Published: 12 May 2009



Poxvirus-vectored vaccines against infectious diseases and cancer are currently under development. We hypothesized that the extensive use of poxvirus-vectored vaccine in future might result in co-infection and recombination between the vaccine virus and naturally occurring poxviruses, resulting in hybrid viruses with unpredictable characteristics. Previously, we confirmed that co-infecting in vitro a Modified vaccinia virus Ankara (MVA) strain engineered to express influenza virus haemagglutinin (HA) and nucleoprotein (NP) genes with a naturally occurring cowpox virus (CPXV-NOH1) resulted in recombinant progeny viruses (H Hansen, MI Okeke, Ø Nilssen, T Traavik, Vaccine 23: 499–506, 2004). In this study we analyzed the biological properties of parental and progeny hybrid viruses.

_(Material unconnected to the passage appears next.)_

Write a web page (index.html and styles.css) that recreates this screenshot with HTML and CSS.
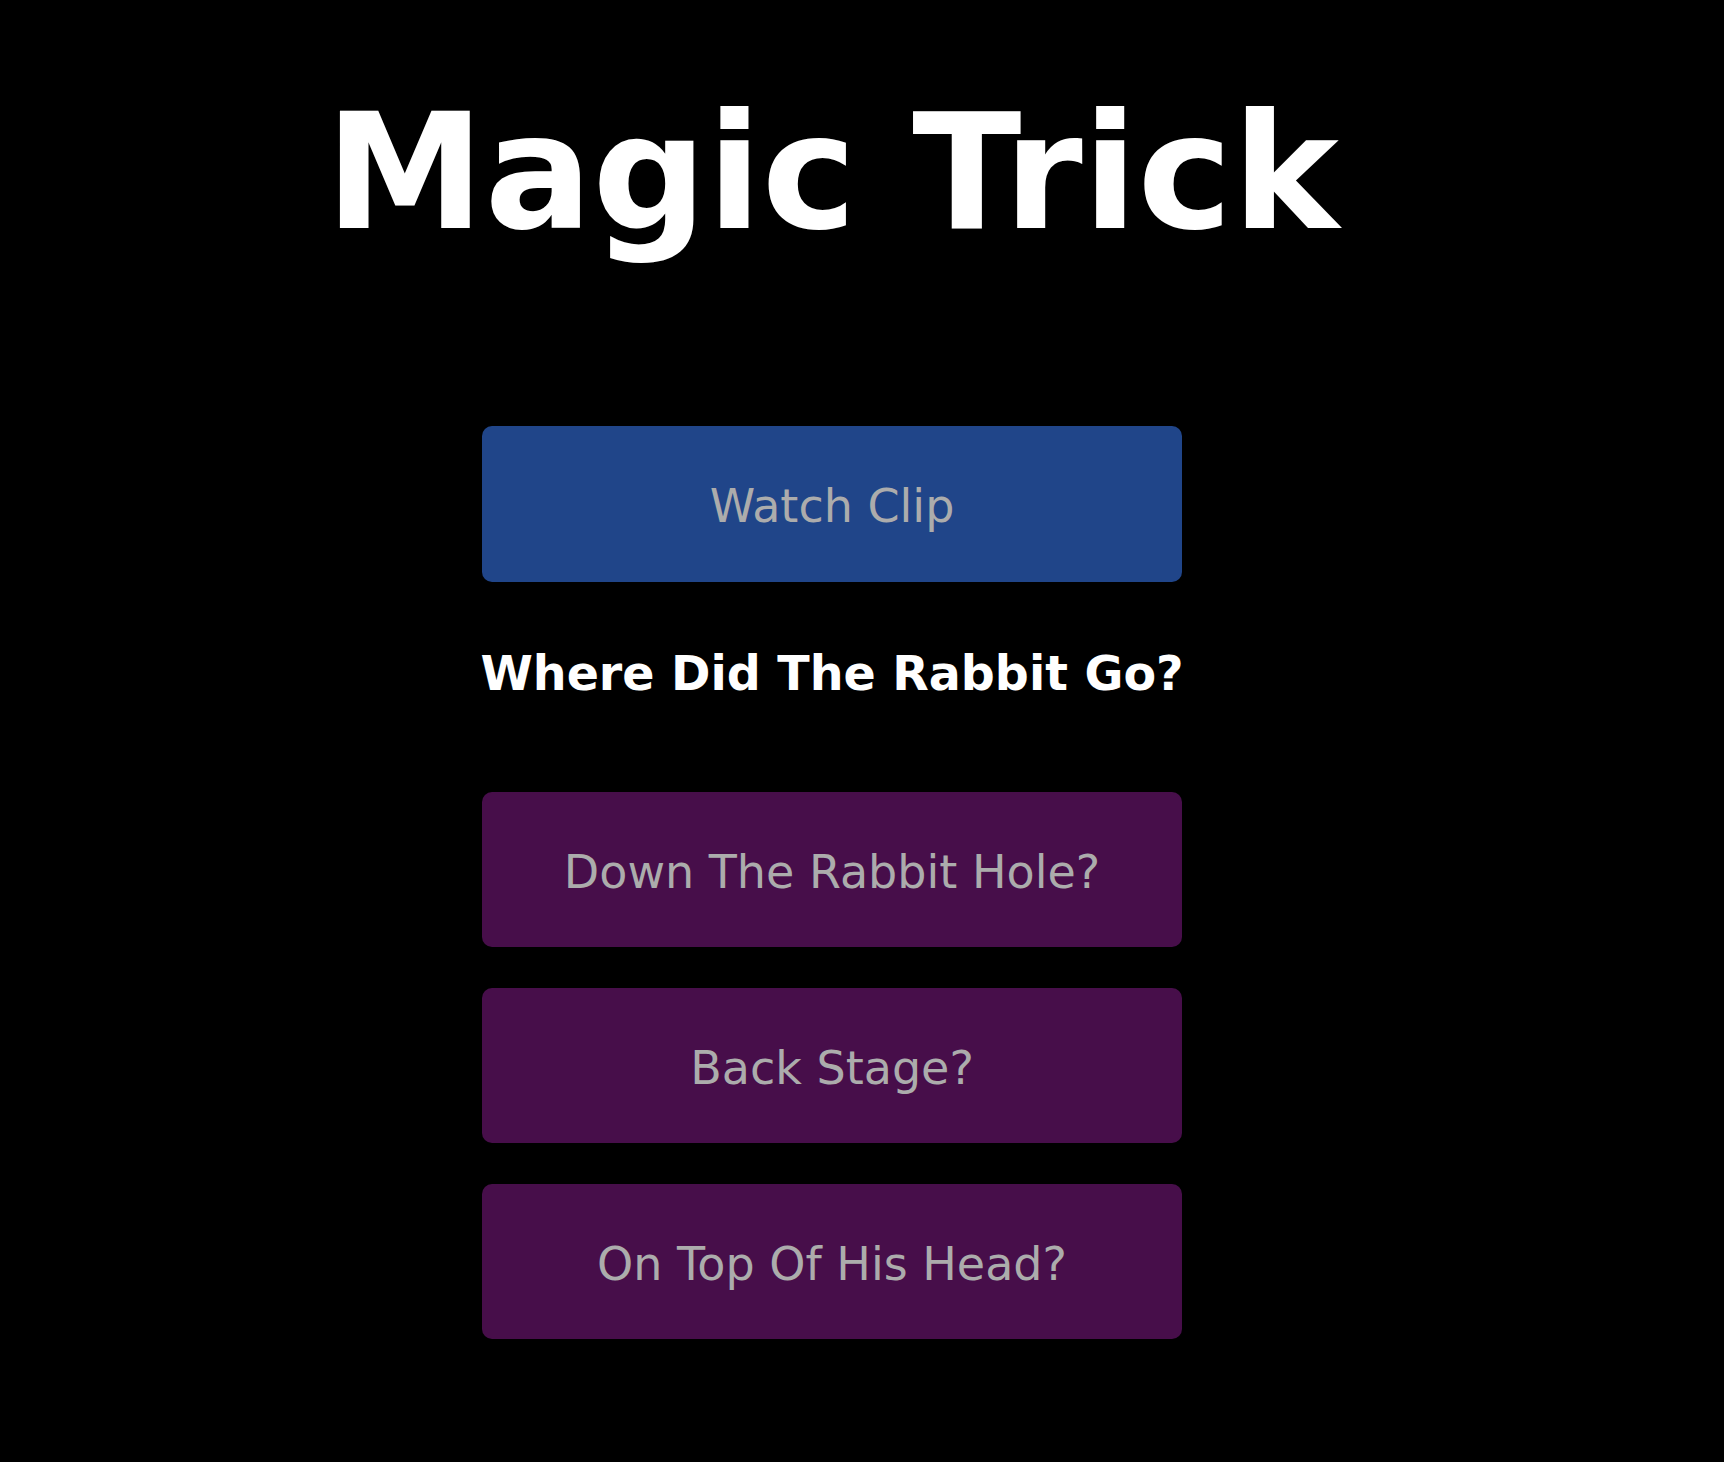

Five CPXV/MVA progeny viruses were isolated based on plaque phenotype and the expression of influenza virus HA protein. Progeny hybrid viruses displayed in vitro cell line tropism of CPXV-NOH1, but not that of MVA. The HA transgene or its expression was lost on serial passage of transgenic viruses and the speed at which HA expression was lost varied with cell lines. The HA transgene in the progeny viruses or its expression was stable in African Green Monkey derived Vero cells but became unstable in rat derived IEC-6 cells. Hybrid viruses lacking the HA transgene have higher levels of virus multiplication in mammalian cell lines and produced more enveloped virions than the transgene positive progenitor virus strain. Analysis of the subcellular localization of the transgenic HA protein showed that neither virus strain nor cell line have effect on the subcellular targets of the HA protein. The influenza virus HA protein was targeted to enveloped virions, plasma membrane, Golgi apparatus and cytoplasmic vesicles.

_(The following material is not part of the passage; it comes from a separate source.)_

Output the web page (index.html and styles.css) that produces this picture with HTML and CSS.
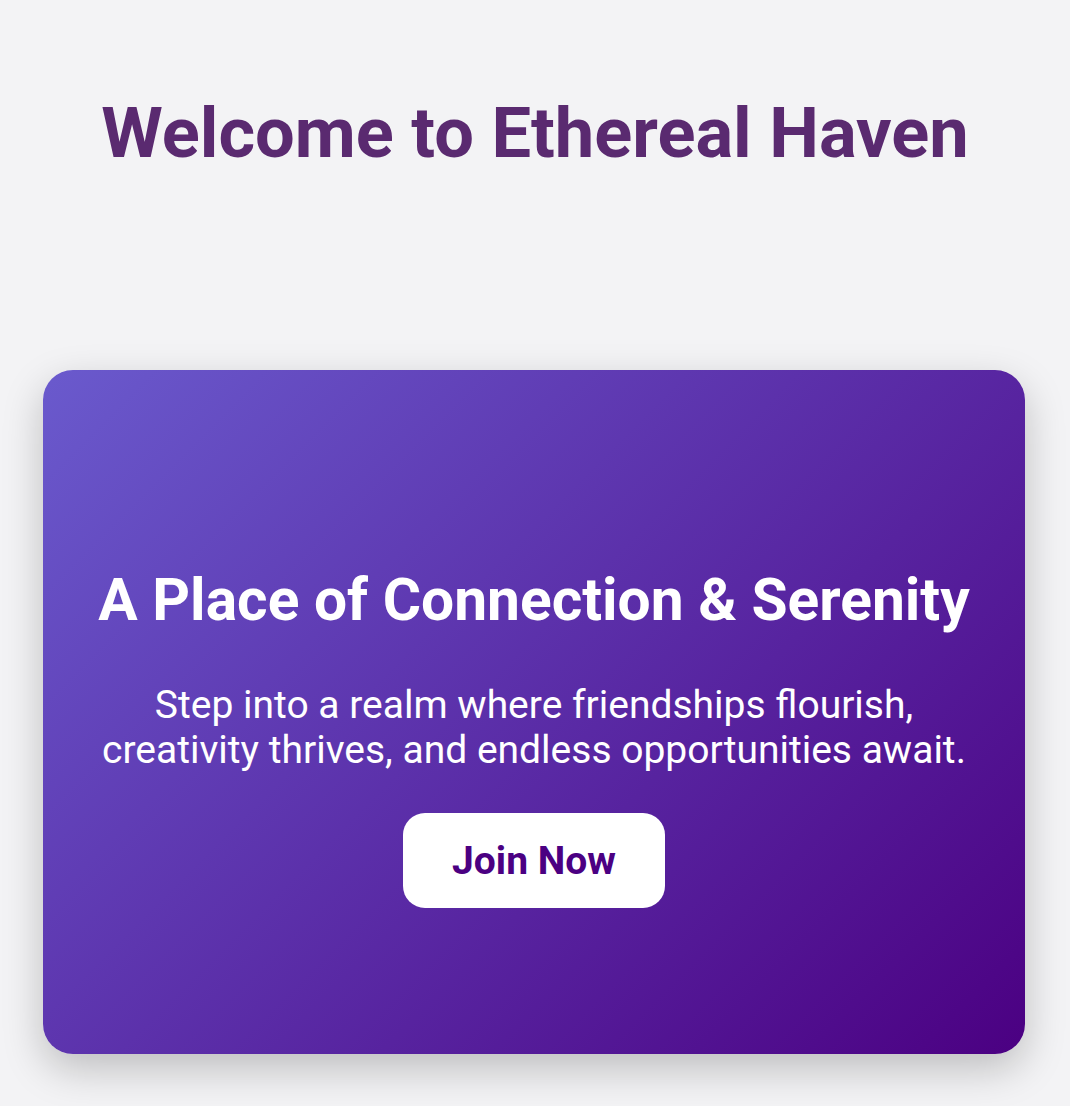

Our results suggest that homologous recombination between poxvirus-vectored vaccine and naturally circulating poxviruses, genetic instability of the transgene, accumulation of non-transgene expressing vectors or hybrid virus progenies, as well as cell line/type specific selection against the transgene are potential complications that may result if poxvirus vectored vaccines are extensively used in animals and man.